Flanked by the North and South Block on either side — with camel regiment station on the terraces — and the majestic Raisina Hill as the backdrop, Vijay Chowk witnessed a host of Indian and western martial tunes creating an altered state of consciousness, which will be remembered by those who witnessed the evening.
The ceremony did not sound like a colonial remnant, but was an hour of nostalgia with some of the finest musicians dressed in fatigues. Fourteen military bands and 17 pipe-and-drum bands from a number of regiments and battalions, and Indian Navy and Air Force bands performed to a semi-packed house.
After President Pranab Mukherjee, Prime Minister Manmohan Singh, UPA chief Sonia Gandhi and the three defence chiefs arrived at the venue, the trademark bugle call — a regular when honour music for a distinguished gathering is played — was made. This was followed by a compound quick march forward to the popular patriotic tune Kadam kadam badhaye ja by the massed bands.

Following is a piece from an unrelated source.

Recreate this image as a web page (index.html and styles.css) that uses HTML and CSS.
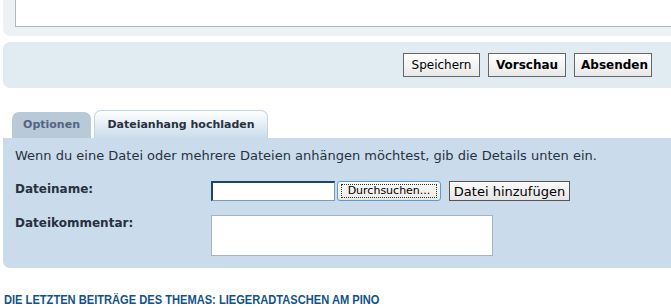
FILE: index.html
```html
<!DOCTYPE html>
<html lang="de">
<head>
<meta charset="utf-8">
<title>Dateianhang</title>
<link rel="stylesheet" href="styles.css">
</head>
<body>
<div class="panel panel-top">
  <textarea class="message"></textarea>
</div>
<div class="panel panel-submit">
  <button class="btn">Speichern</button>
  <button class="btn btn-bold">Vorschau</button>
  <button class="btn btn-bold">Absenden</button>
</div>
<div class="tabs">
  <span class="tab">Optionen</span>
  <span class="tab tab-active">Dateianhang hochladen</span>
</div>
<div class="tabpanel">
  <p class="intro">Wenn du eine Datei oder mehrere Dateien anhängen möchtest, gib die Details unten ein.</p>
  <div class="row">
    <label class="label">Dateiname:</label>
    <div class="ctrl">
      <input class="file-input" type="text">
      <button class="browse"><span class="focus">Durchsuchen...</span></button>
      <button class="add">Datei hinzufügen</button>
    </div>
  </div>
  <div class="row">
    <label class="label">Dateikommentar:</label>
    <div class="ctrl">
      <textarea class="comment"></textarea>
    </div>
  </div>
</div>
<h3 class="topic">Die letzten Beiträge des Themas: Liegeradtaschen am Pino</h3>
</body>
</html>
```
FILE: styles.css
```css
html, body {
  margin: 0;
  padding: 0;
  background: #ffffff;
  overflow: hidden;
}
body {
  width: 671px;
  font-family: "DejaVu Sans", Verdana, sans-serif;
  color: #28313f;
}
.panel {
  margin-left: 3px;
}
.panel-top {
  background: #ecf1f3;
  height: 36px;
  box-sizing: border-box;
  padding-left: 12px;
  border-radius: 0 0 0 7px;
  overflow: hidden;
}
.message {
  display: block;
  width: calc(100% + 10px);
  height: 27px;
  box-sizing: border-box;
  border: 1px solid #a9b8c2;
  border-top: none;
  background: #fff;
  resize: none;
  margin: 0;
  padding: 0;
}
.panel-submit {
  margin-top: 6px;
  background: #e1ebf2;
  height: 46px;
  border-radius: 7px 0 0 7px;
  display: flex;
  justify-content: flex-end;
  align-items: center;
  gap: 8px;
  padding-right: 19px;
  box-sizing: border-box;
}
.btn {
  height: 24px;
  box-sizing: border-box;
  border: 1px solid #666;
  background: linear-gradient(#ffffff, #e9e9e9);
  font-family: "DejaVu Sans", Verdana, sans-serif;
  font-size: 12px;
  color: #000;
  padding: 0 6px;
  margin: 0;
}
.btn:first-child {
  width: 77px;
}
.btn-bold {
  font-weight: bold;
  width: 78px;
}
.tabs {
  margin-top: 23px;
  display: flex;
  align-items: flex-end;
  gap: 3px;
  padding-left: 12px;
  height: 27px;
}
.tab {
  font-size: 11px;
  font-weight: bold;
  color: #536482;
  background: #b8c9d8;
  border-radius: 7px 7px 0 0;
  height: 26px;
  line-height: 26px;
  width: 79px;
  text-align: center;
  box-sizing: border-box;
}
.tab-active {
  color: #28313f;
  width: 174px;
  height: 28px;
  line-height: 28px;
  background: linear-gradient(#ffffff, #cadceb);
  border: 1px solid #c4d4e2;
  border-bottom: none;
}
.tabpanel {
  margin-left: 3px;
  background: #cadceb;
  border-radius: 0 0 0 7px;
  height: 130px;
  box-sizing: border-box;
  padding: 10px 0 0 12px;
}
.intro {
  margin: 0 0 17px 0;
  font-size: 13px;
  line-height: 16px;
}
.row {
  display: flex;
  margin-bottom: 14px;
}
.label {
  width: 196px;
  font-size: 12px;
  font-weight: bold;
  color: #28313f;
  padding-top: 1px;
}
.ctrl {
  display: flex;
  align-items: center;
}
.file-input {
  width: 124px;
  height: 20px;
  box-sizing: border-box;
  border: 1px solid #7a9cb8;
  border-top: 2px solid #1c4466;
  border-left: 2px solid #1c4466;
  background: #fff;
  margin: 0;
  padding: 0;
}
.browse {
  margin: 0 0 0 2px;
  width: 104px;
  height: 20px;
  box-sizing: border-box;
  border: 1px solid #5c9bd0;
  border-radius: 3px;
  background: linear-gradient(#fdfdfb, #e9e8e1);
  padding: 2px 3px;
  font-family: "DejaVu Sans", Tahoma, sans-serif;
  font-size: 11px;
  color: #000;
}
.focus {
  display: block;
  border: 1px dotted #333;
  line-height: 12px;
}
.add {
  margin: 0 0 0 8px;
  width: 121px;
  height: 20px;
  box-sizing: border-box;
  border: 1px solid #555;
  background: linear-gradient(#fafafa, #e6e6e6);
  font-family: "DejaVu Sans", Verdana, sans-serif;
  font-size: 13px;
  color: #000;
  padding: 0;
}
.comment {
  display: block;
  width: 282px;
  height: 41px;
  box-sizing: border-box;
  border: 1px solid #a7b4bf;
  background: #fff;
  resize: none;
  margin: 0;
}
.topic {
  margin: 24px 0 0 4px;
  font-family: "Liberation Sans", Arial, sans-serif;
  font-size: 13px;
  line-height: 16px;
  font-weight: bold;
  text-transform: uppercase;
  color: #105289;
  transform-origin: left center;
  transform: scaleX(0.855);
  white-space: nowrap;
}
```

The pipe-and-drum bands followed with a host of tunes, all by Indian composers. “All of them are extremely creative boys and add a lot to the choreography,” said Lt Cdr S K Champion, principal conductor of the ceremony. He said over the years, the strict military bands have become more flexible about the music at the ceremony.
“It used to be extremely sedate, but this year’s ceremony was more upbeat. People like it that way,” Champion said.
A lot of Indian martial music is based on and inspired from British tunes as it is more harmonic and energetic than others. “These tunes are extremely dynamic. So most Indian martial tunes work on the British format,” he said.
The highlight of the evening was a composition titled The Admiral’s Insignia, which had a slew of drums and cymbals play simple binary forms of fantasia music and the echo effect created by way of Dhola re Dhola composed by Major General K N Bhatt and Major N Hussain.
The same tune was played from different parts of North and South Block, providing the awed audience with unique reverberations in an open space. The acoustics and tuning, which is a major issue at most open air gigs, did not bother the ones marching in perfect consonance as they played the combat hymns to perfection.
As the sun went down, all the bands marched back to Professor Lobo and Iqbal’s Saare jahan se achcha accompanied by a flypast by the Indian Air Force.
The famous hymn Abide with me was the indicator of the ceremony’s completion as the flag came down and the Rashtrapati Bhavan was lit up to a thundering applause.